Abstract
While the validity of categories like ‘First’ and ‘Third’ World or ‘North’ and ‘South’ has been increasingly questioned, there have been few attempts to consider how learning between North and South might be conceived. Drawing on a range of perspectives from development and postcolonial scholarship, this paper argues for the creative possibility of learning between different contexts. This involves a conceptualisation of learning that is at once ethical and indirect: ethical because it transcends a liberal integration of subaltern knowledge, and indirect because it transcends a rationalist tendency to limit learning to direct knowledge transfer between places perceived as ‘similar’. This challenge requires a consistent interrogation of the epistemic and institutional basis and implications of the North – South divide, and an insistence on developing progressive conceptions of learning.
Notes
I am grateful to Jon Shapiro Anjaria, Tariq Jazeel, Craig Jeffrey, Jenny Robinson and to two anonymous referees for useful comments on an earlier draft of this paper.

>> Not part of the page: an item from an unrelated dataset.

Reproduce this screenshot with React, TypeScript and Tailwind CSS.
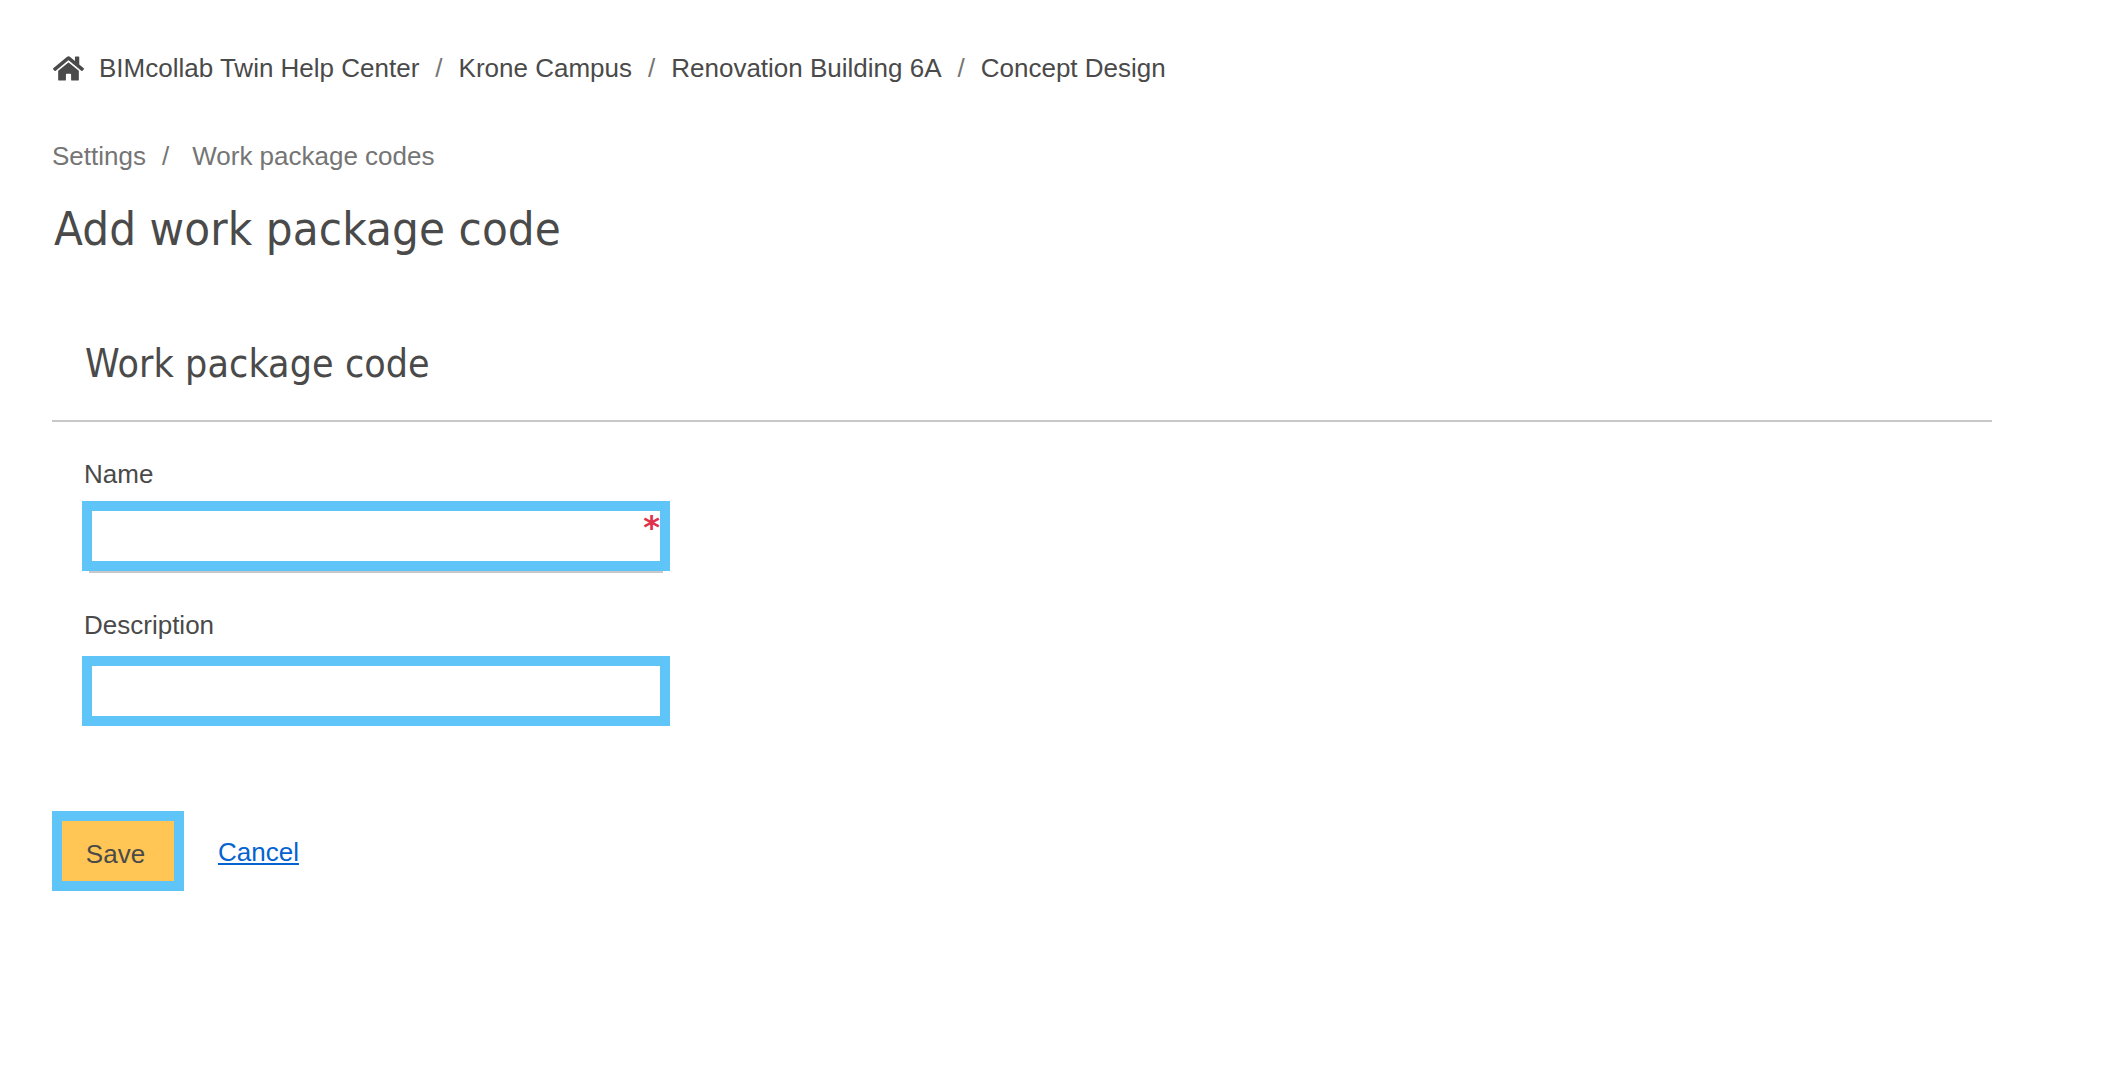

1 I am grateful to Jon Shapiro Anjaria for prompting this.
2 See, for example, Hagerstrand's (Citation1968) influential formal and instrumental model of innovation diffusion.
3 Said (Citation1984) gives two examples of ‘travelling theory’—one the travelling of a theory from revolutionary Budapest to Paris and the other of Foucault's theory of power—and argues for the importance of thinking cautiously over whether theories from elsewhere are relevant and how they can be changed for a new setting.